Give the listing again exactly, omitting its images.

= = = =

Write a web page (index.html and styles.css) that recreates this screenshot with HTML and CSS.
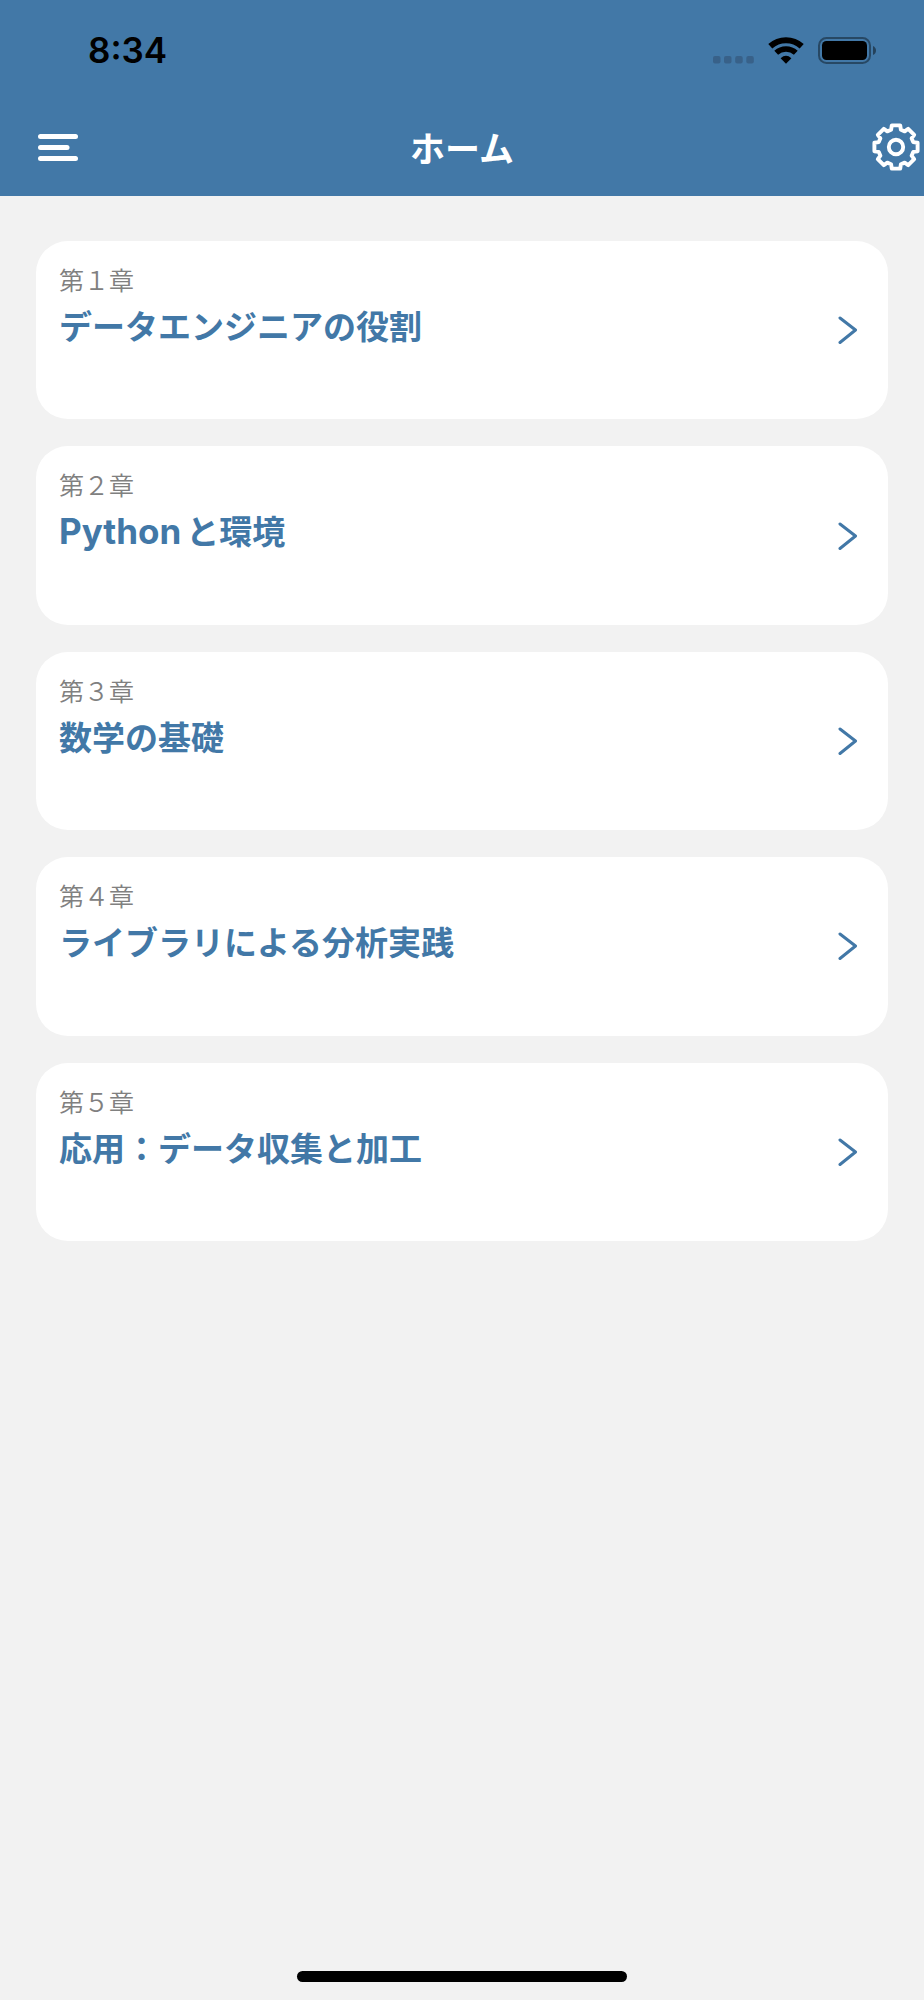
FILE: index.html
```html
<!DOCTYPE html>
<html lang="ja">
<head>
<meta charset="utf-8">
<meta name="viewport" content="width=device-width, initial-scale=1">
<title>ホーム</title>
<link rel="stylesheet" href="styles.css">
</head>
<body>
<div class="screen">
  <header class="header">
    <div class="status">
      <time class="status-time">8:34</time>
      <div class="status-icons">
        <svg class="cellular" width="41" height="27" viewBox="0 0 41 27" aria-hidden="true">
          <rect x="0" y="19" width="7.5" height="7.5" rx="2"/><rect x="11" y="19" width="7.5" height="7.5" rx="2"/><rect x="22.2" y="19" width="7.5" height="7.5" rx="2"/><rect x="33.3" y="19" width="7.5" height="7.5" rx="2"/>
        </svg>
        <svg width="36" height="27" viewBox="0 0 36 27" aria-hidden="true">
          <path d="M2.3 9.3A23.3 23.3 0 0 1 33.7 9.3" fill="none" stroke="#000" stroke-width="6"/>
          <path d="M8.2 15.8A14.5 14.5 0 0 1 27.8 15.8" fill="none" stroke="#000" stroke-width="5.6"/>
          <path d="M18 26.8L12.6 21.2Q18 16.4 23.4 21.2Z"/>
        </svg>
        <svg width="59" height="27" viewBox="0 0 59 27" aria-hidden="true">
          <rect x="1" y="1" width="51" height="25" rx="7.5" fill="none" stroke="#000" stroke-opacity=".4" stroke-width="2"/>
          <rect x="4" y="4" width="45" height="19" rx="4.5"/>
          <path d="M55 9Q58 10.5 58 13.5Q58 16.5 55 18Z" fill-opacity=".45"/>
        </svg>
      </div>
    </div>
    <nav class="nav">
      <button class="nav-button menu" type="button" aria-label="メニュー">
        <svg width="40" height="28" viewBox="0 0 40 28" fill="#fff" aria-hidden="true">
          <rect x="0" y="1" width="40" height="5" rx="2.5"/><rect x="0" y="12" width="31.5" height="5" rx="2.5"/><rect x="0" y="23" width="40" height="5" rx="2.5"/>
        </svg>
      </button>
      <h1 class="nav-title">ホーム</h1>
      <button class="nav-button settings" type="button" aria-label="設定">
        <svg width="48" height="48" viewBox="-24 -24 48 48" fill="none" stroke="#fff" stroke-width="3.9" stroke-linejoin="round" aria-hidden="true">
          <path d="M-4.9 -17.2L-4.2 -21.6H4.2L4.9 -17.2L8.7 -15.6L12.2 -18.2L18.2 -12.2L15.6 -8.7L17.2 -4.9L21.6 -4.2V4.2L17.2 4.9L15.6 8.7L18.2 12.2L12.2 18.2L8.7 15.6L4.9 17.2L4.2 21.6H-4.2L-4.9 17.2L-8.7 15.6L-12.2 18.2L-18.2 12.2L-15.6 8.7L-17.2 4.9L-21.6 4.2V-4.2L-17.2 -4.9L-15.6 -8.7L-18.2 -12.2L-12.2 -18.2L-8.7 -15.6Z"/>
          <circle r="7.2"/>
        </svg>
      </button>
    </nav>
  </header>
  <main class="chapters">
    <a class="card" href="#chapter-1">
      <span class="card-text"><span class="card-label">第１章</span><span class="card-title">データエンジニアの役割</span></span>
      <svg class="chevron" width="20" height="28" viewBox="0 0 20 28" aria-hidden="true"><path d="M2 2L17.5 14L2 26.5"/></svg>
    </a>
    <a class="card" href="#chapter-2">
      <span class="card-text"><span class="card-label">第２章</span><span class="card-title"><span class="latin">Python</span>と環境</span></span>
      <svg class="chevron" width="20" height="28" viewBox="0 0 20 28" aria-hidden="true"><path d="M2 2L17.5 14L2 26.5"/></svg>
    </a>
    <a class="card" href="#chapter-3">
      <span class="card-text"><span class="card-label">第３章</span><span class="card-title">数学の基礎</span></span>
      <svg class="chevron" width="20" height="28" viewBox="0 0 20 28" aria-hidden="true"><path d="M2 2L17.5 14L2 26.5"/></svg>
    </a>
    <a class="card" href="#chapter-4">
      <span class="card-text"><span class="card-label">第４章</span><span class="card-title">ライブラリによる分析実践</span></span>
      <svg class="chevron" width="20" height="28" viewBox="0 0 20 28" aria-hidden="true"><path d="M2 2L17.5 14L2 26.5"/></svg>
    </a>
    <a class="card" href="#chapter-5">
      <span class="card-text"><span class="card-label">第５章</span><span class="card-title">応用：データ収集と加工</span></span>
      <svg class="chevron" width="20" height="28" viewBox="0 0 20 28" aria-hidden="true"><path d="M2 2L17.5 14L2 26.5"/></svg>
    </a>
  </main>
  <footer class="home-area"><div class="home-indicator"></div></footer>
</div>
</body>
</html>
```
FILE: styles.css
```css
* {
  box-sizing: border-box;
}

body {
  margin: 0;
  background: #f2f2f2;
  font-family: "Noto Sans CJK JP", sans-serif;
}

.screen {
  display: flex;
  flex-direction: column;
  min-height: 100vh;
}

.header {
  padding-bottom: 2px;
  background: #4278a7;
}

.status {
  display: flex;
  align-items: center;
  justify-content: space-between;
  height: 100px;
  padding: 0 47px 0 88px;
}

.status-time {
  font: 600 35px/44px Inter, sans-serif;
  color: #000;
}

.status-icons {
  display: flex;
  align-items: center;
  gap: 14px;
}

.cellular {
  fill: #386189;
}

.nav {
  display: grid;
  grid-template-columns: 1fr auto 1fr;
  align-items: center;
  height: 94px;
}

.nav-button {
  display: flex;
  align-items: center;
  height: 64px;
  border: 0;
  background: none;
  cursor: pointer;
}

.menu {
  justify-self: start;
  padding: 0 12px 0 38px;
}

.settings {
  justify-self: end;
  padding: 0 4px 0 12px;
}

.nav-title {
  margin: 0;
  font-size: 35px;
  line-height: 44px;
  font-weight: 700;
  color: #fff;
}

.chapters {
  display: grid;
  grid-auto-rows: 1fr;
  gap: 27px;
  min-height: 1000px;
  margin: 45px 36px;
}

.card {
  display: flex;
  align-items: center;
  justify-content: space-between;
  padding: 0 30px 0 23px;
  border-radius: 32px;
  background: #fff;
  text-decoration: none;
}

.card-text {
  display: flex;
  flex-direction: column;
  align-self: flex-start;
  gap: 9px;
  padding-top: 23px;
}

.card-label {
  font-size: 25px;
  line-height: 30px;
  font-weight: 350;
  color: #808080;
}

.card-title {
  font-size: 33px;
  line-height: 44px;
  font-weight: 700;
  color: #4278a7;
}

.latin {
  margin-right: 5px;
  font-family: Inter, sans-serif;
  font-size: 35px;
}

.chevron {
  flex: none;
  fill: none;
  stroke: #4278a7;
  stroke-width: 3;
  stroke-linecap: round;
  stroke-linejoin: round;
}

.home-area {
  display: flex;
  justify-content: center;
  margin-top: auto;
  padding-bottom: 18px;
}

.home-indicator {
  width: 330px;
  height: 11px;
  border-radius: 6px;
  background: #000;
}
```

= = = =

• _Written answer_
Write a web page (index.html and styles.css) that recreates this screenshot with HTML and CSS.
FILE: index.html
```html
<!DOCTYPE html>
<html lang="ja">
<head>
<meta charset="utf-8">
<meta name="viewport" content="width=device-width, initial-scale=1">
<title>ホーム</title>
<link rel="stylesheet" href="styles.css">
</head>
<body>
<div class="screen">
  <header class="header">
    <div class="status">
      <time class="status-time">8:34</time>
      <div class="status-icons">
        <svg class="cellular" width="41" height="27" viewBox="0 0 41 27" aria-hidden="true">
          <rect x="0" y="19" width="7.5" height="7.5" rx="2"/><rect x="11" y="19" width="7.5" height="7.5" rx="2"/><rect x="22.2" y="19" width="7.5" height="7.5" rx="2"/><rect x="33.3" y="19" width="7.5" height="7.5" rx="2"/>
        </svg>
        <svg width="36" height="27" viewBox="0 0 36 27" aria-hidden="true">
          <path d="M2.3 9.3A23.3 23.3 0 0 1 33.7 9.3" fill="none" stroke="#000" stroke-width="6"/>
          <path d="M8.2 15.8A14.5 14.5 0 0 1 27.8 15.8" fill="none" stroke="#000" stroke-width="5.6"/>
          <path d="M18 26.8L12.6 21.2Q18 16.4 23.4 21.2Z"/>
        </svg>
        <svg width="59" height="27" viewBox="0 0 59 27" aria-hidden="true">
          <rect x="1" y="1" width="51" height="25" rx="7.5" fill="none" stroke="#000" stroke-opacity=".4" stroke-width="2"/>
          <rect x="4" y="4" width="45" height="19" rx="4.5"/>
          <path d="M55 9Q58 10.5 58 13.5Q58 16.5 55 18Z" fill-opacity=".45"/>
        </svg>
      </div>
    </div>
    <nav class="nav">
      <button class="nav-button menu" type="button" aria-label="メニュー">
        <svg width="40" height="28" viewBox="0 0 40 28" fill="#fff" aria-hidden="true">
          <rect x="0" y="1" width="40" height="5" rx="2.5"/><rect x="0" y="12" width="31.5" height="5" rx="2.5"/><rect x="0" y="23" width="40" height="5" rx="2.5"/>
        </svg>
      </button>
      <h1 class="nav-title">ホーム</h1>
      <button class="nav-button settings" type="button" aria-label="設定">
        <svg width="48" height="48" viewBox="-24 -24 48 48" fill="none" stroke="#fff" stroke-width="3.9" stroke-linejoin="round" aria-hidden="true">
          <path d="M-4.9 -17.2L-4.2 -21.6H4.2L4.9 -17.2L8.7 -15.6L12.2 -18.2L18.2 -12.2L15.6 -8.7L17.2 -4.9L21.6 -4.2V4.2L17.2 4.9L15.6 8.7L18.2 12.2L12.2 18.2L8.7 15.6L4.9 17.2L4.2 21.6H-4.2L-4.9 17.2L-8.7 15.6L-12.2 18.2L-18.2 12.2L-15.6 8.7L-17.2 4.9L-21.6 4.2V-4.2L-17.2 -4.9L-15.6 -8.7L-18.2 -12.2L-12.2 -18.2L-8.7 -15.6Z"/>
          <circle r="7.2"/>
        </svg>
      </button>
    </nav>
  </header>
  <main class="chapters">
    <a class="card" href="#chapter-1">
      <span class="card-text"><span class="card-label">第１章</span><span class="card-title">データエンジニアの役割</span></span>
      <svg class="chevron" width="20" height="28" viewBox="0 0 20 28" aria-hidden="true"><path d="M2 2L17.5 14L2 26.5"/></svg>
    </a>
    <a class="card" href="#chapter-2">
      <span class="card-text"><span class="card-label">第２章</span><span class="card-title"><span class="latin">Python</span>と環境</span></span>
      <svg class="chevron" width="20" height="28" viewBox="0 0 20 28" aria-hidden="true"><path d="M2 2L17.5 14L2 26.5"/></svg>
    </a>
    <a class="card" href="#chapter-3">
      <span class="card-text"><span class="card-label">第３章</span><span class="card-title">数学の基礎</span></span>
      <svg class="chevron" width="20" height="28" viewBox="0 0 20 28" aria-hidden="true"><path d="M2 2L17.5 14L2 26.5"/></svg>
    </a>
    <a class="card" href="#chapter-4">
      <span class="card-text"><span class="card-label">第４章</span><span class="card-title">ライブラリによる分析実践</span></span>
      <svg class="chevron" width="20" height="28" viewBox="0 0 20 28" aria-hidden="true"><path d="M2 2L17.5 14L2 26.5"/></svg>
    </a>
    <a class="card" href="#chapter-5">
      <span class="card-text"><span class="card-label">第５章</span><span class="card-title">応用：データ収集と加工</span></span>
      <svg class="chevron" width="20" height="28" viewBox="0 0 20 28" aria-hidden="true"><path d="M2 2L17.5 14L2 26.5"/></svg>
    </a>
  </main>
  <footer class="home-area"><div class="home-indicator"></div></footer>
</div>
</body>
</html>
```
FILE: styles.css
```css
* {
  box-sizing: border-box;
}

body {
  margin: 0;
  background: #f2f2f2;
  font-family: "Noto Sans CJK JP", sans-serif;
}

.screen {
  display: flex;
  flex-direction: column;
  min-height: 100vh;
}

.header {
  padding-bottom: 2px;
  background: #4278a7;
}

.status {
  display: flex;
  align-items: center;
  justify-content: space-between;
  height: 100px;
  padding: 0 47px 0 88px;
}

.status-time {
  font: 600 35px/44px Inter, sans-serif;
  color: #000;
}

.status-icons {
  display: flex;
  align-items: center;
  gap: 14px;
}

.cellular {
  fill: #386189;
}

.nav {
  display: grid;
  grid-template-columns: 1fr auto 1fr;
  align-items: center;
  height: 94px;
}

.nav-button {
  display: flex;
  align-items: center;
  height: 64px;
  border: 0;
  background: none;
  cursor: pointer;
}

.menu {
  justify-self: start;
  padding: 0 12px 0 38px;
}

.settings {
  justify-self: end;
  padding: 0 4px 0 12px;
}

.nav-title {
  margin: 0;
  font-size: 35px;
  line-height: 44px;
  font-weight: 700;
  color: #fff;
}

.chapters {
  display: grid;
  grid-auto-rows: 1fr;
  gap: 27px;
  min-height: 1000px;
  margin: 45px 36px;
}

.card {
  display: flex;
  align-items: center;
  justify-content: space-between;
  padding: 0 30px 0 23px;
  border-radius: 32px;
  background: #fff;
  text-decoration: none;
}

.card-text {
  display: flex;
  flex-direction: column;
  align-self: flex-start;
  gap: 9px;
  padding-top: 23px;
}

.card-label {
  font-size: 25px;
  line-height: 30px;
  font-weight: 350;
  color: #808080;
}

.card-title {
  font-size: 33px;
  line-height: 44px;
  font-weight: 700;
  color: #4278a7;
}

.latin {
  margin-right: 5px;
  font-family: Inter, sans-serif;
  font-size: 35px;
}

.chevron {
  flex: none;
  fill: none;
  stroke: #4278a7;
  stroke-width: 3;
  stroke-linecap: round;
  stroke-linejoin: round;
}

.home-area {
  display: flex;
  justify-content: center;
  margin-top: auto;
  padding-bottom: 18px;
}

.home-indicator {
  width: 330px;
  height: 11px;
  border-radius: 6px;
  background: #000;
}
```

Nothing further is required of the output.